В интервью Виктору Ерофееву Сергей Довлатов говорил:
«Единственная страна на земном шаре, где человек непонятного происхождения, владеющий восточноевропейским языком, будет чувствовать себя естественно, — это Америка. Нью-Йорк — это филиал земного шара, где нет доминирующей национальной группы и нет ощущения такой группы. Мне так надоело быть непонятно кем — я брюнет, всю жизнь носил бороду и усы, так что не русский, но и не еврей, и не армянин… Так что я знал, что там буду чувствовать себя хорошо…» («Книжное обозрение», 1997, № 4).

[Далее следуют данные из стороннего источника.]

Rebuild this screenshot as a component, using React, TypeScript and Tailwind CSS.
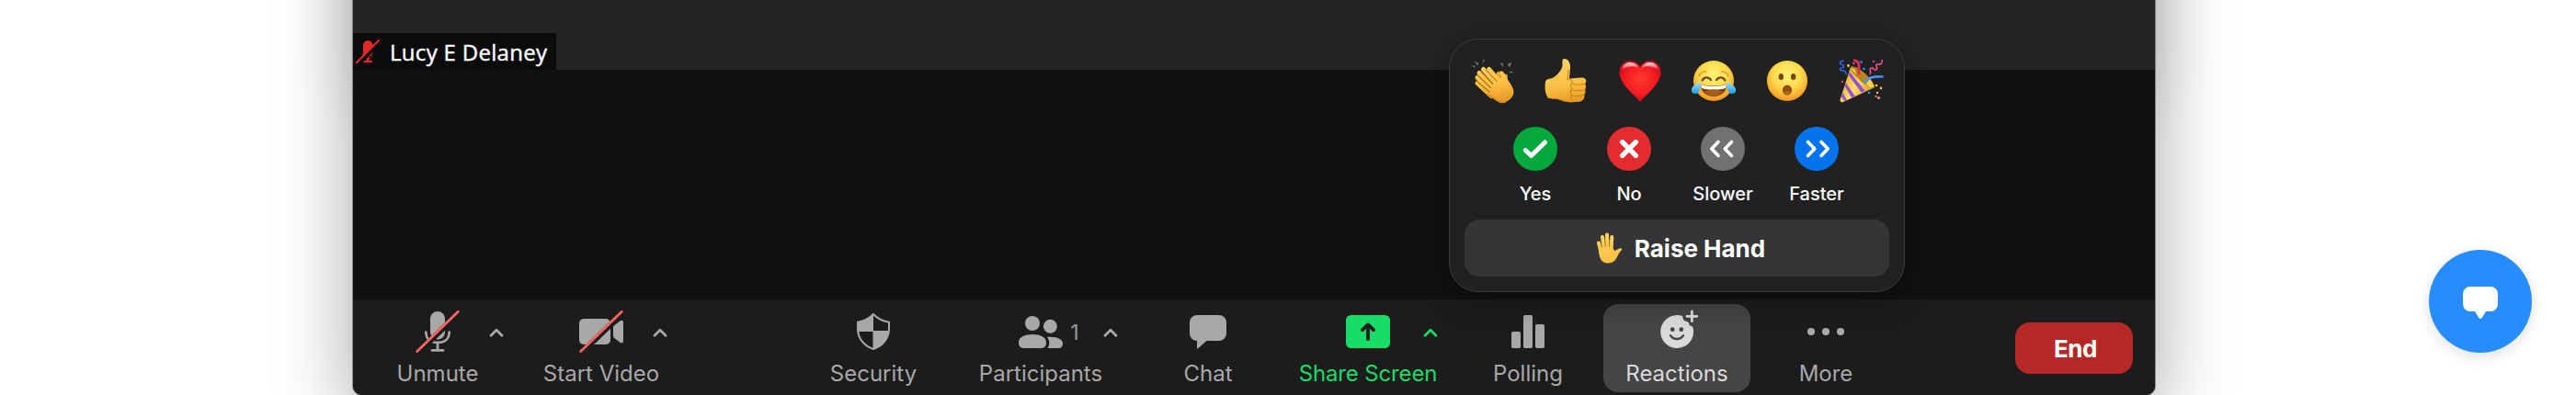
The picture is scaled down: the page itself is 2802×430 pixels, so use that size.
import type { ReactNode } from "react";

const GRAY = "#a8a8a8";

function Slash({ gap }: { gap: string }) {
  return (
    <>
      <path d="M9 49.5 54 6" stroke={gap} strokeWidth="6" />
      <path d="M7.7 48.6 52.3 5.2" stroke="#ff6363" strokeWidth="2.8" strokeLinecap="round" />
    </>
  );
}

function Icon({ children }: { children: ReactNode }) {
  return (
    <svg width="60" height="56" viewBox="0 0 60 56" fill="none" className="block">
      {children}
    </svg>
  );
}

const MicIcon = () => (
  <Icon>
    <rect x="22" y="5" width="16" height="30.5" rx="8" fill={GRAY} />
    <path d="M17.3 27.5C17.3 35 22.3 39 30 39s12.7-4 12.7-11.5" stroke={GRAY} strokeWidth="2.7" strokeLinecap="round" />
    <path d="M30 39v8.4M24 47.4h12" stroke={GRAY} strokeWidth="2.8" strokeLinecap="round" />
    <Slash gap="#1c1c1c" />
  </Icon>
);

const VideoIcon = () => (
  <Icon>
    <rect x="6" y="13" width="34" height="28" rx="5" fill={GRAY} />
    <path d="M43 22.6c0-1 .4-1.8 1.1-2.4l6.6-5c1.4-1 3.3-.3 3.3 1.4v21c0 1.7-1.9 2.4-3.3 1.4l-6.6-5c-.7-.6-1.1-1.4-1.1-2.4Z" fill={GRAY} />
    <Slash gap="#1c1c1c" />
  </Icon>
);

const ShieldIcon = () => (
  <Icon>
    <path d="M30 8c4.5 4.8 10.5 7.7 17 8.700v7C47 34 40.5 42.500 30 46 19.500 42.500 13 34 13 23.700v-7C19.500 15.700 25.500 12.800 30 8Z" stroke={GRAY} strokeWidth="2" />
    <path d="M30 8v18.500H13.200L13 17c6.500-1 12.500-4.200 17-9ZM30 26.500h16.800C46.200 36 40 43 30 46Z" fill={GRAY} />
    <path d="M30 26.500h17M30 26v20M13 26.500h17" stroke={GRAY} strokeWidth="1" />
  </Icon>
);

const PeopleIcon = () => (
  <Icon>
    <circle cx="21" cy="18" r="8" fill={GRAY} />
    <path d="M6 38.500C6 33 12.500 30 21 30s15 3 15 8.500c0 4.500-2 6.500-5.500 6.500h-19C8 45 6 43 6 38.500Z" fill={GRAY} />
    <circle cx="40.400" cy="21.300" r="7.500" fill={GRAY} />
    <path d="M37 32.900c9.500-1 17 1.800 17 7.100 0 3.500-1.800 5-4.800 5H37.500c2.700-4.200 2.300-8.500-.5-12.100Z" fill={GRAY} />
  </Icon>
);

const ChatIcon = () => (
  <Icon>
    <path d="M18 9h24a8 8 0 0 1 8 8v12a8 8 0 0 1-8 8H28.500l-9 8.100c-.7.600-1.500.2-1.500-.6V37a8 8 0 0 1-8-8V17a8 8 0 0 1 8-8Z" fill={GRAY} />
  </Icon>
);

const ShareIcon = () => (
  <Icon>
    <rect x="6" y="9" width="48" height="36" rx="5.500" fill="#17dc68" />
    <path d="M30 35V20M24 25.200l6-5.800 6 5.800" stroke="#1c1c1c" strokeWidth="3.800" strokeLinecap="round" strokeLinejoin="round" />
  </Icon>
);

const PollIcon = () => (
  <Icon>
    <rect x="12" y="27" width="10" height="18" rx="1.800" fill={GRAY} />
    <rect x="25" y="9" width="10" height="36" rx="1.800" fill={GRAY} />
    <rect x="38" y="19" width="10" height="26" rx="1.800" fill={GRAY} />
  </Icon>
);

const ReactionIcon = () => (
  <Icon>
    <path d="M36 10A18 18 0 1 0 47.600 22.600C46 20 44.500 21.500 43.500 19.500 43.300 17 42 15.800 39 15.500 36.500 14.500 36.800 12.500 36 10Z" fill="#dadada" />
    <path d="M46.400 4.800v11M40.900 10.300h11" stroke="#dadada" strokeWidth="2.800" strokeLinecap="round" />
    <circle cx="25.200" cy="24.700" r="2.400" fill="#454545" />
    <circle cx="34.800" cy="24.700" r="2.400" fill="#454545" />
    <path d="M23 31.200c3.500 5 10.500 5 14 0" stroke="#454545" strokeWidth="2.400" strokeLinecap="round" />
  </Icon>
);

const MoreIcon = () => (
  <Icon>
    <circle cx="14" cy="27" r="4.100" fill={GRAY} />
    <circle cx="30" cy="27" r="4.100" fill={GRAY} />
    <circle cx="46" cy="27" r="4.100" fill={GRAY} />
  </Icon>
);

const Chevron = ({ color = GRAY }: { color?: string }) => (
  <svg width="16" height="12" viewBox="0 0 16 12" fill="none">
    <path d="M2 9.300 8 3.200l6 6.100" stroke={color} strokeWidth="2.800" strokeLinecap="round" strokeLinejoin="round" />
  </svg>
);

function ToolButton({
  icon,
  label,
  side,
  className = "",
  labelClass = "",
}: {
  icon: ReactNode;
  label: string;
  side?: ReactNode;
  className?: string;
  labelClass?: string;
}) {
  return (
    <button
      className={`mt-[5px] grid h-24 shrink-0 grid-cols-[1fr_60px_1fr] grid-rows-[60px_36px] ${className || "w-40 text-[#a8a8a8]"}`}
    >
      <span />
      <span className="pt-[3px]">{icon}</span>
      <span className="flex h-[59px] items-center pt-[3px]">{side}</span>
      <span className={`col-span-3 flex justify-center whitespace-nowrap text-[24px] leading-[32px] ${labelClass}`}>
        {label}
      </span>
    </button>
  );
}

/* ---------- emoji ---------- */

function Emoji({ children }: { children: ReactNode }) {
  return (
    <svg width="48" height="48" viewBox="0 0 48 48" fill="none" className="block overflow-visible">
      {children}
    </svg>
  );
}

const Clap = () => (
  <Emoji>
    <g fill="#777">
      <path d="m3.500 2.500 5 2.500-1 2.500ZM.3 7.500l4.200.2-.5 2ZM13.500.500l1.500 1-2.500 4Z" />
      <path d="m44 3.500-1.500 5.500-3-2.500ZM45.200 13.500v2l-4.500-1ZM31.800 4.500l3.200.5-.5 4Z" />
    </g>
    <path d="M28 15c2-2 4-.5 4.500 2l1 4c2-4 5-5.500 6-3.500 1 2-.5 5 0 8 .8 5 7 9 6.500 13.500L40 46l-16-14Z" fill="#efa42d" />
    <path d="M28 15c2-2 4-.5 4.500 2l1 5 4 6" stroke="#c17a18" strokeWidth=".8" />
    <g stroke="url(#skin)" strokeWidth="5" strokeLinecap="round">
      <path d="m19.500 11.500 15 17" />
      <path d="m13.500 11.500 18 20" />
      <path d="m9 15.500 19 20" />
      <path d="m7 20.500 18 18" />
      <path d="m7 26.500 15 14" />
    </g>
    <path d="m17 28 16-7c.5-3-3-5-1.500-7 1.500-1.800 4.500.5 6 4 2.500 6 9.500 13 9 19-.3 4-5 9-10 10-6 1-12-4-18-9Z" fill="url(#skin)" />
    <path d="m16.500 12 11.500 12.500M11 14l13 13.500M7.500 18l14 13.500M6 24l14 12" stroke="#b06c14" strokeWidth="1.100" strokeLinecap="round" />
    <path d="m17.500 38 10 7c4 3 8 3 11 1.500" stroke="#d58a1e" strokeWidth="1.500" />
  </Emoji>
);

const ThumbsUp = () => (
  <Emoji>
    <path
      d="M1 25c1-3 3-3 6-3.500 5-1 12-9 12.500-14C19.800 3 18.500 0 21.500 0c4.500 0 7 5 6.500 10.500L27 21c0 2 15-2.500 17.500 1 1.200 1.500 1 4-.5 5.500 1.500 2 1.300 4.500 0 6 1 2 .8 4-.8 5.300.8 3-.2 5.500-2.200 6.700-2 1.800-7 1.700-12 1.500-6-.2-11.500-3.500-16-3.500-5 0-8.500 0-10-2.500-2.500-4-2.800-11-2-16Z"
      fill="url(#skin)"
    />
    <path d="M31 27.500c4.500 1 9 1 13-.2M30.500 34c4 1 9.500.8 13.500-.3M30 40c4 .9 9.500.6 13-.8M26 22c2 .5 4 1.500 4.500 4-2.500 1-2.800 4-.5 6.500-2 1.500-2 4.500-.3 6.500-1.500 1.500-1 4.500.3 6.500M26 12l-1 11" stroke="#c98520" strokeWidth="1.100" strokeLinecap="round" />
    <path d="M3 42c5 2 8 0 13 2s10 4 22 2" stroke="#e2951f" strokeWidth="1.200" />
  </Emoji>
);

const Heart = () => (
  <Emoji>
    <path d="M24 47C18 39 1.500 28 1.500 14.500 1.500 7 7 2.300 13 2.300c5 0 9 2.700 11 7.200 2-4.500 6-7.200 11-7.200 6 0 11.500 4.700 11.500 12.200C46.500 28 30 39 24 47Z" fill="url(#heart)" />
    <path d="M4 12C5 6.500 9 4 13 4c4 0 7.500 2 9 5.500-4-2-12-2-18 2.500ZM44 12c-1-5.500-5-8-9-8-4 0-7.500 2-9 5.500 4-2 12-2 18 2.500Z" fill="url(#shine)" />
  </Emoji>
);

const Joy = () => (
  <Emoji>
    <circle cx="24" cy="24" r="22" fill="url(#face)" />
    <path d="M8 19c1-3.500 4.500-5.500 8-5M40 19c-1-3.500-4.500-5.500-8-5" stroke="#d1922a" strokeWidth="1.300" strokeLinecap="round" />
    <path d="M11.500 23.500c2.500-4 7-4 9.500-.3M27 23.200c2.500-3.700 7-3.700 9.500.3" stroke="#7b4510" strokeWidth="2.200" strokeLinecap="round" />
    <path d="M9.500 27.500c9 2.500 20 2.500 29 0C38.500 35.500 32.500 41 24 41S9.500 35.500 9.500 27.500Z" fill="#79420f" />
    <path d="M10 28c9 2.500 19 2.500 28 0l-.8 4c-8 2-18.500 2-26.400 0Z" fill="#fff" />
    <path d="M14 36c5-3 15-3 20 0-5 6-15 6-20 0Z" fill="#a85b18" />
    <path d="M9 24.500c1 5 .8 13.500-5 13.500-3.500 0-5-3-3.700-6C1.500 29 6 27.500 9 24.500ZM39 24.500c-1 5-.8 13.500 5 13.500 3.500 0 5-3 3.700-6C46.500 29 42 27.500 39 24.500Z" fill="url(#tear)" />
  </Emoji>
);

const Wow = () => (
  <Emoji>
    <circle cx="24" cy="24" r="22" fill="url(#face)" />
    <ellipse cx="17.300" cy="19.500" rx="2.700" ry="3.500" fill="#7b4510" />
    <ellipse cx="30.700" cy="19.500" rx="2.700" ry="3.500" fill="#7b4510" />
    <ellipse cx="24" cy="34" rx="5" ry="5.600" fill="#8d4d10" />
    <path d="M20.500 36.500c1.500-2 5.500-2 7 0-1.500 3-5.500 3-7 0Z" fill="#b4691d" />
  </Emoji>
);

const Party = () => (
  <Emoji>
    <path d="M13 9c2-2 9 1 16 7.500 7 6.500 11 13 9.500 15L5 47c-2 1-4-.8-3.300-3Z" fill="url(#cone)" />
    <path d="M13 9c2-2 9 1 16 7.500s11 13 9.500 15c-2 1.500-9-2-16-8.500S11.500 11 13 9Z" fill="#b98518" />
    <path d="m10.800 18 14 18.800 4-1.900L12 14.200ZM6.700 30l7.300 12.300 3.700-1.700L7.900 26.300ZM2.900 41l3.500 5.200 2.600-1.200-4.700-8.400Z" fill="#9950d8" />
    <path d="m12.500 10 5 1.500 2 5.500-5-5ZM34 22l4.500 8-4 1.500-5-4Z" fill="#f7d458" />
    <path d="M16 2c4-1 6.500 3 6 7.500-.2 3-.2 5 0 8" stroke="#e62d5f" strokeWidth="2.800" />
    <path d="M28 25c5-5 10-6 19.500-5.500" stroke="#4792ff" strokeWidth="2.700" strokeLinecap="round" />
    <path d="M5.500 2C1 2 0 6 4 6.500c2 .4 2.500 3-1 3.700C0 11 2 13.500 5 13s3 2.500 3.500 4.500" stroke="#2b6cf0" strokeWidth="1.500" />
    <path d="M47 1c1 3.500-1 5.500-4 5-2.500-.3-2.800 1.500-1.500 3.500 1.300 2-2 3.500-3.500 1.500-2-2.500-4.500-.5-3.500 2 .5 1.500.2 3-.8 4" stroke="#f05296" strokeWidth="1.600" />
    <g>
      <circle cx="10.500" cy="7.500" r="1.400" fill="#f7d14a" />
      <circle cx="16.500" cy="5" r="1.200" fill="#ec4b8a" />
      <circle cx="24.500" cy="3.500" r="1.300" fill="#3f8cff" />
      <circle cx="27.500" cy="11" r="1.300" fill="#3f8cff" />
      <circle cx="38" cy="3" r="1.200" fill="#ec3d6b" />
      <circle cx="4" cy="25" r="1.200" fill="#ec3d6b" />
      <circle cx="41" cy="29" r="1.300" fill="#f7d14a" />
      <circle cx="46" cy="32" r="1.400" fill="#ffab3a" />
      <circle cx="33" cy="37" r="1.300" fill="#3f8cff" />
      <circle cx="42" cy="37" r="1.300" fill="#ffab3a" />
      <circle cx="40.500" cy="41" r="1.100" fill="#ffab3a" />
      <circle cx="43.500" cy="42.500" r="1.600" fill="#ff7db5" />
    </g>
  </Emoji>
);

const Hand = () => (
  <svg width="30" height="34" viewBox="0 0 30 34" fill="none" className="block">
    <g stroke="url(#skin)" strokeWidth="4" strokeLinecap="round">
      <path d="M3 11.500 5.500 22" />
      <path d="m7 5 2 14" />
      <path d="m12 2.500.5 15" />
      <path d="M17.300 5 16.500 19" />
    </g>
    <path d="M3 17c5-2 11-2 15 0 1 0 1.500 3 2.500 3 1.500-.5 4.500-3.500 7-2.700 1.200.4.800 1.800-.3 2.700-4 3.500-4.700 13.500-13.700 13.500C5 33.500 3 27 3 17Z" fill="url(#skin)" />
    <path d="M5.200 12.500 6.500 17M9.700 8l.5 8M14.700 8v8" stroke="#cc8420" strokeWidth=".8" />
  </svg>
);

const EmojiPaints = () => (
  <svg width="0" height="0" className="absolute">
    <defs>
      <linearGradient id="skin" gradientUnits="userSpaceOnUse" x1="10" y1="0" x2="20" y2="48">
        <stop offset="0" stopColor="#ffd264" />
        <stop offset=".6" stopColor="#fcc246" />
        <stop offset="1" stopColor="#e99a26" />
      </linearGradient>
      <radialGradient id="heart" cx=".5" cy=".45" r=".6">
        <stop offset="0" stopColor="#ff3a2e" />
        <stop offset=".6" stopColor="#f41c20" />
        <stop offset="1" stopColor="#c40a14" />
      </radialGradient>
      <linearGradient id="shine" x1="0" y1="0" x2="0" y2="1">
        <stop offset="0" stopColor="#fff" stopOpacity=".85" />
        <stop offset="1" stopColor="#fff" stopOpacity=".1" />
      </linearGradient>
      <radialGradient id="face" cx=".5" cy=".35" r=".66">
        <stop offset="0" stopColor="#fff27a" />
        <stop offset=".5" stopColor="#ffdc4c" />
        <stop offset=".85" stopColor="#f9ab2e" />
        <stop offset="1" stopColor="#ec8c1c" />
      </radialGradient>
      <linearGradient id="tear" x1="0" y1="0" x2="0" y2="1">
        <stop offset="0" stopColor="#a5e6ff" />
        <stop offset="1" stopColor="#1c9bea" />
      </linearGradient>
      <linearGradient id="cone" x1="0" y1=".3" x2="1" y2=".8">
        <stop offset="0" stopColor="#d9a32c" />
        <stop offset=".45" stopColor="#ffe169" />
        <stop offset="1" stopColor="#c58d1e" />
      </linearGradient>
    </defs>
  </svg>
);

function Feedback({ color, label, labelClass, path, width }: { color: string; label: string; labelClass: string; path: string; width: number }) {
  return (
    <button className="flex w-[102px] flex-col items-center">
      <svg width="48" height="48" viewBox="0 0 48 48" fill="none">
        <circle cx="24" cy="24" r="24" fill={color} />
        <path d={path} stroke="#fff" strokeWidth={width} strokeLinecap="round" strokeLinejoin="round" />
      </svg>
      <span className={`mt-[13px] whitespace-nowrap text-[20px] font-medium leading-[24px] text-white ${labelClass}`}>{label}</span>
    </button>
  );
}

function ReactionsPopup() {
  return (
    <section className="absolute left-[1192px] top-[42px] h-[276px] w-[496px] rounded-[32px] border border-[#3c3c3c] bg-[#212121] pt-[21px] shadow-[0_6px_36px_rgba(0,0,0,0.35)]">
      <div className="flex justify-center gap-8">
        <Clap />
        <ThumbsUp />
        <Heart />
        <Joy />
        <Wow />
        <Party />
      </div>
      <div className="mt-[26px] flex justify-center pr-0.5">
        <Feedback color="#04a83c" label="Yes" labelClass="" path="m13.300 25.500 6.200 6L34.500 17" width={5} />
        <Feedback color="#e22c2d" label="No" labelClass="" path="m16.700 16.700 14.600 14.600m0-14.600L16.700 31.300" width={5.400} />
        <Feedback color="#717171" label="Slower" labelClass="" path="m19 16.500-7.200 7.500 7.200 7.500m14.500-15L26.300 24l7.200 7.500" width={3.600} />
        <Feedback color="#0473ed" label="Faster" labelClass="" path="m14.500 16.500 7.200 7.500-7.200 7.500m14.500-15 7.200 7.500-7.200 7.500" width={3.600} />
      </div>
      <button className="mx-4 mt-4 flex h-[62px] w-[462px] items-center justify-center rounded-2xl bg-[#353535] pl-2">
        <Hand />
        <span className="ml-[12px] whitespace-nowrap pt-px text-[26px] font-bold leading-[32px] text-white">Raise Hand</span>
      </button>
    </section>
  );
}

export default function App() {
  return (
    <main
      className="relative h-[430px] w-[2802px] overflow-hidden bg-white pl-[384px]"
      style={{ fontFamily: 'Inter, "Liberation Sans", sans-serif' }}
    >
      <EmojiPaints />
      <div className="relative -mt-[400px] flex h-[830px] w-[1960px] flex-col rounded-[10px] bg-[#111] pt-[400px] shadow-[0_0_0_1px_rgba(0,0,0,0.35),0_24px_84px_rgba(0,0,0,0.36),0_-320px_64px_rgba(0,0,0,0.12)]">
        <div className="h-[76px] bg-[#242424] pt-9">
          <div className="flex h-10 w-[221px] items-center bg-[#0b0b0b]">
            <svg width="32" height="40" viewBox="0 0 32 40" fill="none">
              <rect x="11" y="8" width="10.500" height="18" rx="5.200" fill="#e02828" />
              <path d="M10 21c0 9 12.500 9 12.500 0l-1 5-5.500 3.500ZM14.500 26h3v5h-3ZM11 30h10v2H11Z" fill="#e02828" />
              <path d="M5 34.500 30 9.500" stroke="#0b0b0b" strokeWidth="4.500" />
              <path d="M3.800 32.300 28 8" stroke="#e02828" strokeWidth="2" strokeLinecap="round" />
            </svg>
            <span
              className="ml-[8px] whitespace-nowrap pt-0.5 text-[24px] font-medium leading-[40px] tracking-[0.3px] text-white"
              style={{ fontFamily: '"Open Sans", "Noto Sans", sans-serif', WebkitTextStroke: "0.4px white" }}
            >
              Lucy E Delaney
            </span>
          </div>
        </div>
        <div className="h-[250px]" />
        <nav className="flex h-[104px] items-start rounded-b-[10px] bg-[#1c1c1c] pl-3">
          <ToolButton icon={<MicIcon />} label="Unmute" side={<span className="ml-[26px]"><Chevron /></span>} />
          <ToolButton className="ml-[18px] w-40 text-[#a8a8a8]" icon={<VideoIcon />} label="Start Video" side={<span className="ml-[26px]"><Chevron /></span>} />
          <ToolButton className="ml-[136px] w-40 text-[#a8a8a8]" icon={<ShieldIcon />} label="Security" />
          <ToolButton
            className="ml-[18px] w-[168px] text-[#a8a8a8]"
            icon={<PeopleIcon />}
            label="Participants"
            side={
              <>
                <span className="w-[12px] pl-0.5 text-[23px] leading-none text-[#989898]">1</span>
                <span className="ml-[26px]"><Chevron /></span>
              </>
            }
          />
          <ToolButton className="ml-[18px] w-40 text-[#a8a8a8]" icon={<ChatIcon />} label="Chat" />
          <ToolButton className="ml-[14px] w-40 text-[#17dc68]" labelClass="tracking-[-0.15px]" icon={<ShareIcon />} label="Share Screen" side={<span className="ml-[30px]"><Chevron color="#17dc68" /></span>} />
          <ToolButton className="ml-[14px] w-40 text-[#a8a8a8]" icon={<PollIcon />} label="Polling" />
          <ToolButton className="ml-[2px] w-40 rounded-2xl bg-[#454545] text-[#dadada]" icon={<ReactionIcon />} label="Reactions" />
          <ToolButton className="ml-[2px] w-40 text-[#a8a8a8]" icon={<MoreIcon />} label="More" />
          <button className="ml-[126px] mt-[25px] h-14 w-32 rounded-2xl bg-[#b62727] pl-[3px] text-[26px] font-bold tracking-[-0.4px] text-white">End</button>
        </nav>
        <div className="absolute left-0 top-[400px]">
          <ReactionsPopup />
        </div>
      </div>
      <button className="absolute left-[2642px] top-[272px] flex h-28 w-28 items-center justify-center rounded-full bg-[#278dff] shadow-[0_4px_16px_rgba(0,0,0,0.13)]">
        <svg width="38" height="36" viewBox="0 0 38 36" fill="none" className="mt-1">
          <path d="M8 0h22a8 8 0 0 1 8 8v11a8 8 0 0 1-8 8h-5l-4.500 7.200c-.7 1-2.300 1-3 0L13 27H8a8 8 0 0 1-8-8V8a8 8 0 0 1 8-8Z" fill="#fff" />
        </svg>
      </button>
    </main>
  );
}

И он чувствовал себя хорошо? О, раскройте лучше томик Довлатова!.. А мы двигаемся дальше. Юрий Домбровский, Владимир Дыховичный, Леонид Зорин, Эммануил Казакевич…
В 1947 году Казакевич написал коротенькую повесть «Звезда». Она очень ярко засветилась на литературном небосклоне. Сейчас об Эммануиле Казакевиче мало кто помнит и вспоминает, а лично мне он мил и близок. В своем дневнике он признавался: «Надо учиться графомании. Не будучи в некоторой степени графоманом, нельзя много написать, а хочется написать много…»
И о Моцарте и о себе: «Чего греха таить, я находил в этом гениальном ребенке свои собственные черты — странную смесь лености и необычайного трудолюбия, любви к разгулу и страсти к творчеству, скромности и чудовищного самомнения…»
Это от национальных корней или что-то сугубо личное, индвидуальное?..
И кто дальше? Лев Кассиль со своей веселой Швамбранией. Семен Кирсанов со своими «никудариками». Павел Коган, Юрий Левитанский, Инна Лиснянская, Семен Липкин. Интервью с последним «Неделя» (1998, № 17) назвала так: «Еврей в окопах Сталинграда». Фронтовой журналист был калмыцким кавалеристом, тонул в ледяной Ладоге и отказывался считать себя коммунистом. Это все Липкин. Он был не совсем типичным советским мальчиком: «Я не был ни пионером, ни комсомольцем — я этого всего терпеть не мог». Писать начал Семен Липкин с детства: «И не писать мне трудно. Я не знаю, физический это процесс или духовный, но писание стихов — это и есть я» («Московские новости», 1997, 16 сент.).